WHAT IS ASKED.
Make an exact copy of all the material below, apart from the pictures.
***** DATA PROVIDED
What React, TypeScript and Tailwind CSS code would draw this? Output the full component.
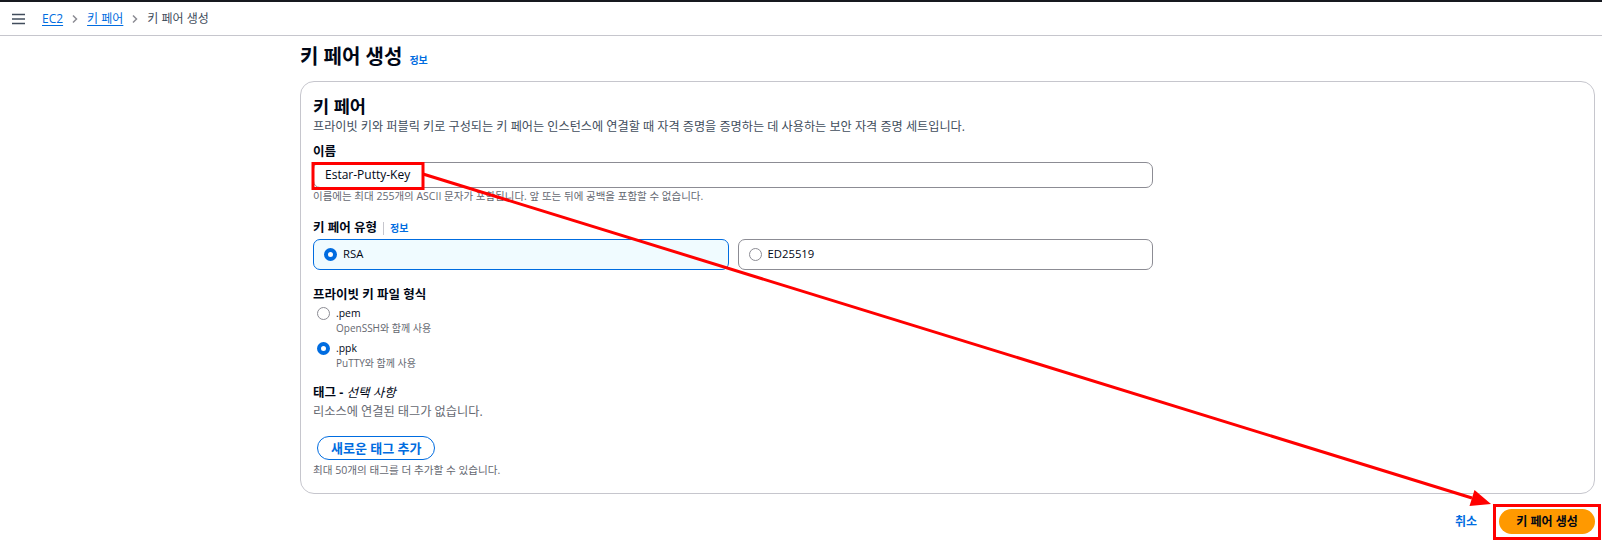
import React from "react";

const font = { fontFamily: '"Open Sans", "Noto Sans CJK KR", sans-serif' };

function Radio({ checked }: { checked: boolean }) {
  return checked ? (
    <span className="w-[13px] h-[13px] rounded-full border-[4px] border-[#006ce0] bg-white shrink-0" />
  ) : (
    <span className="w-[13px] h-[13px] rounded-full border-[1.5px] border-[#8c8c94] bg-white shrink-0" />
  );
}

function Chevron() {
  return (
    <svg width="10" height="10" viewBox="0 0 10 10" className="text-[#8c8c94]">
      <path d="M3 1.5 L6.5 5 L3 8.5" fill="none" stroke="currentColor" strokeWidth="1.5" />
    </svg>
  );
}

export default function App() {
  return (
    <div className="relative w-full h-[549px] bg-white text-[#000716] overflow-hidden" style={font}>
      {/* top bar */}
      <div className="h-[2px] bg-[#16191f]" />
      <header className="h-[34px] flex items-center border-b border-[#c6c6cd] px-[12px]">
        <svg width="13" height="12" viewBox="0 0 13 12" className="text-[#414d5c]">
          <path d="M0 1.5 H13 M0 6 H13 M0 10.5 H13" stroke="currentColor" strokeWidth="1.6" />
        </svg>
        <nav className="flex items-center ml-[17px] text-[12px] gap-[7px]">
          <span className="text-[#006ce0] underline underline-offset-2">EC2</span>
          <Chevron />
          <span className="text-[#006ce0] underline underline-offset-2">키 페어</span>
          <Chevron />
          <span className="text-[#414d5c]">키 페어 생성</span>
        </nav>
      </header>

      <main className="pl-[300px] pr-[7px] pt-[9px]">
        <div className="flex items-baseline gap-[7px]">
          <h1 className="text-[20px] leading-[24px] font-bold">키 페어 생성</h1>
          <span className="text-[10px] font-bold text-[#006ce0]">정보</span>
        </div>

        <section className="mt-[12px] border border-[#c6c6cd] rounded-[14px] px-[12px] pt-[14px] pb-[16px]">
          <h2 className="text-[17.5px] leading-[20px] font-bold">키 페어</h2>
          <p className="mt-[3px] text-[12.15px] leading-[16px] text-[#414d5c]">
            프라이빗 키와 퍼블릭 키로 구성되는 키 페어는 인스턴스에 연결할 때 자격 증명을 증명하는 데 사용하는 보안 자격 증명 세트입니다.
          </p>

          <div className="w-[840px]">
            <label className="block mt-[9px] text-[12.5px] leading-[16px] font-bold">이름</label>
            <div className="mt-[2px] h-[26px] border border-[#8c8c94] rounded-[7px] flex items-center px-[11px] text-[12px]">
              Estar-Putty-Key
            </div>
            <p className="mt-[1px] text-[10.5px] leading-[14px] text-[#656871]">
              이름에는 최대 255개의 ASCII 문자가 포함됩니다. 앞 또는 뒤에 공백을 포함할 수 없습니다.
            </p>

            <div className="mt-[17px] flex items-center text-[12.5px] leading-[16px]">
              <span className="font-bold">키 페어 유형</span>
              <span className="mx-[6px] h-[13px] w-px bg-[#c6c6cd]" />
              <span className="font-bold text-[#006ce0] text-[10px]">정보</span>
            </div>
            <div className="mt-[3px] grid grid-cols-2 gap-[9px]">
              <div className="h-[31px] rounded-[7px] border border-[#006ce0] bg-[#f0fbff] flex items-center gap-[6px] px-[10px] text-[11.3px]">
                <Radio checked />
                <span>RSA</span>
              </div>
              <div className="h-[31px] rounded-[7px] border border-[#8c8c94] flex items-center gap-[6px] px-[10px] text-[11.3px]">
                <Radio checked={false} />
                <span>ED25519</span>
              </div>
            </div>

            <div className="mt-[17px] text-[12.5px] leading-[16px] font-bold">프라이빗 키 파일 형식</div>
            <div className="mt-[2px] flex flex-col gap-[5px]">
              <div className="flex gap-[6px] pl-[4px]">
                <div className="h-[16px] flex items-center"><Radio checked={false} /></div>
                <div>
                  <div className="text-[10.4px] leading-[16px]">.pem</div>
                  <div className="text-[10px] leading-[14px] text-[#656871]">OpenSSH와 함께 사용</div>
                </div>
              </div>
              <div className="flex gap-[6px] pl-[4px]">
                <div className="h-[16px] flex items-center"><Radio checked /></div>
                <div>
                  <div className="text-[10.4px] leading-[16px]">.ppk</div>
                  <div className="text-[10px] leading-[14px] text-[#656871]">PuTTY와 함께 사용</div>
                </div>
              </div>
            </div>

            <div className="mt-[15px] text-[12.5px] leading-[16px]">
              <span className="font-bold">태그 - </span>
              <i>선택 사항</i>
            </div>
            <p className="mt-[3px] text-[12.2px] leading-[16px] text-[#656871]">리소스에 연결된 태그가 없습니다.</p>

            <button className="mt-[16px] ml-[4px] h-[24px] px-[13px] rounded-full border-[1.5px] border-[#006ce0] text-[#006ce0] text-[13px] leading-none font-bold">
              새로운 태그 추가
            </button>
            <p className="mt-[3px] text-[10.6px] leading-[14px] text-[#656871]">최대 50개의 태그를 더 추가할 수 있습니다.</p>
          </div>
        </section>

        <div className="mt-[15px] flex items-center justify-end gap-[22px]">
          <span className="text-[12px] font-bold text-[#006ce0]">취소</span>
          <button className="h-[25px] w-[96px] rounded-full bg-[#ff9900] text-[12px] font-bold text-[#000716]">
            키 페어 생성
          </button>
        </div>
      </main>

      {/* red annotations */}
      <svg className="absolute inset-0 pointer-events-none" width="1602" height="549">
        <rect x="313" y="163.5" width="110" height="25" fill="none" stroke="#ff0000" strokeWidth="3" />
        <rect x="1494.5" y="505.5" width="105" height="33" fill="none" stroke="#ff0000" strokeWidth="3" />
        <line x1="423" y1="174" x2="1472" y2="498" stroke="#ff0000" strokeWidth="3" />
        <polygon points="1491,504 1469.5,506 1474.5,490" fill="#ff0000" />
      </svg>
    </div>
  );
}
**********
WRITTEN SOLUTION.
What React, TypeScript and Tailwind CSS code would draw this? Output the full component.
import React from "react";

const font = { fontFamily: '"Open Sans", "Noto Sans CJK KR", sans-serif' };

function Radio({ checked }: { checked: boolean }) {
  return checked ? (
    <span className="w-[13px] h-[13px] rounded-full border-[4px] border-[#006ce0] bg-white shrink-0" />
  ) : (
    <span className="w-[13px] h-[13px] rounded-full border-[1.5px] border-[#8c8c94] bg-white shrink-0" />
  );
}

function Chevron() {
  return (
    <svg width="10" height="10" viewBox="0 0 10 10" className="text-[#8c8c94]">
      <path d="M3 1.5 L6.5 5 L3 8.5" fill="none" stroke="currentColor" strokeWidth="1.5" />
    </svg>
  );
}

export default function App() {
  return (
    <div className="relative w-full h-[549px] bg-white text-[#000716] overflow-hidden" style={font}>
      {/* top bar */}
      <div className="h-[2px] bg-[#16191f]" />
      <header className="h-[34px] flex items-center border-b border-[#c6c6cd] px-[12px]">
        <svg width="13" height="12" viewBox="0 0 13 12" className="text-[#414d5c]">
          <path d="M0 1.5 H13 M0 6 H13 M0 10.5 H13" stroke="currentColor" strokeWidth="1.6" />
        </svg>
        <nav className="flex items-center ml-[17px] text-[12px] gap-[7px]">
          <span className="text-[#006ce0] underline underline-offset-2">EC2</span>
          <Chevron />
          <span className="text-[#006ce0] underline underline-offset-2">키 페어</span>
          <Chevron />
          <span className="text-[#414d5c]">키 페어 생성</span>
        </nav>
      </header>

      <main className="pl-[300px] pr-[7px] pt-[9px]">
        <div className="flex items-baseline gap-[7px]">
          <h1 className="text-[20px] leading-[24px] font-bold">키 페어 생성</h1>
          <span className="text-[10px] font-bold text-[#006ce0]">정보</span>
        </div>

        <section className="mt-[12px] border border-[#c6c6cd] rounded-[14px] px-[12px] pt-[14px] pb-[16px]">
          <h2 className="text-[17.5px] leading-[20px] font-bold">키 페어</h2>
          <p className="mt-[3px] text-[12.15px] leading-[16px] text-[#414d5c]">
            프라이빗 키와 퍼블릭 키로 구성되는 키 페어는 인스턴스에 연결할 때 자격 증명을 증명하는 데 사용하는 보안 자격 증명 세트입니다.
          </p>

          <div className="w-[840px]">
            <label className="block mt-[9px] text-[12.5px] leading-[16px] font-bold">이름</label>
            <div className="mt-[2px] h-[26px] border border-[#8c8c94] rounded-[7px] flex items-center px-[11px] text-[12px]">
              Estar-Putty-Key
            </div>
            <p className="mt-[1px] text-[10.5px] leading-[14px] text-[#656871]">
              이름에는 최대 255개의 ASCII 문자가 포함됩니다. 앞 또는 뒤에 공백을 포함할 수 없습니다.
            </p>

            <div className="mt-[17px] flex items-center text-[12.5px] leading-[16px]">
              <span className="font-bold">키 페어 유형</span>
              <span className="mx-[6px] h-[13px] w-px bg-[#c6c6cd]" />
              <span className="font-bold text-[#006ce0] text-[10px]">정보</span>
            </div>
            <div className="mt-[3px] grid grid-cols-2 gap-[9px]">
              <div className="h-[31px] rounded-[7px] border border-[#006ce0] bg-[#f0fbff] flex items-center gap-[6px] px-[10px] text-[11.3px]">
                <Radio checked />
                <span>RSA</span>
              </div>
              <div className="h-[31px] rounded-[7px] border border-[#8c8c94] flex items-center gap-[6px] px-[10px] text-[11.3px]">
                <Radio checked={false} />
                <span>ED25519</span>
              </div>
            </div>

            <div className="mt-[17px] text-[12.5px] leading-[16px] font-bold">프라이빗 키 파일 형식</div>
            <div className="mt-[2px] flex flex-col gap-[5px]">
              <div className="flex gap-[6px] pl-[4px]">
                <div className="h-[16px] flex items-center"><Radio checked={false} /></div>
                <div>
                  <div className="text-[10.4px] leading-[16px]">.pem</div>
                  <div className="text-[10px] leading-[14px] text-[#656871]">OpenSSH와 함께 사용</div>
                </div>
              </div>
              <div className="flex gap-[6px] pl-[4px]">
                <div className="h-[16px] flex items-center"><Radio checked /></div>
                <div>
                  <div className="text-[10.4px] leading-[16px]">.ppk</div>
                  <div className="text-[10px] leading-[14px] text-[#656871]">PuTTY와 함께 사용</div>
                </div>
              </div>
            </div>

            <div className="mt-[15px] text-[12.5px] leading-[16px]">
              <span className="font-bold">태그 - </span>
              <i>선택 사항</i>
            </div>
            <p className="mt-[3px] text-[12.2px] leading-[16px] text-[#656871]">리소스에 연결된 태그가 없습니다.</p>

            <button className="mt-[16px] ml-[4px] h-[24px] px-[13px] rounded-full border-[1.5px] border-[#006ce0] text-[#006ce0] text-[13px] leading-none font-bold">
              새로운 태그 추가
            </button>
            <p className="mt-[3px] text-[10.6px] leading-[14px] text-[#656871]">최대 50개의 태그를 더 추가할 수 있습니다.</p>
          </div>
        </section>

        <div className="mt-[15px] flex items-center justify-end gap-[22px]">
          <span className="text-[12px] font-bold text-[#006ce0]">취소</span>
          <button className="h-[25px] w-[96px] rounded-full bg-[#ff9900] text-[12px] font-bold text-[#000716]">
            키 페어 생성
          </button>
        </div>
      </main>

      {/* red annotations */}
      <svg className="absolute inset-0 pointer-events-none" width="1602" height="549">
        <rect x="313" y="163.5" width="110" height="25" fill="none" stroke="#ff0000" strokeWidth="3" />
        <rect x="1494.5" y="505.5" width="105" height="33" fill="none" stroke="#ff0000" strokeWidth="3" />
        <line x1="423" y1="174" x2="1472" y2="498" stroke="#ff0000" strokeWidth="3" />
        <polygon points="1491,504 1469.5,506 1474.5,490" fill="#ff0000" />
      </svg>
    </div>
  );
}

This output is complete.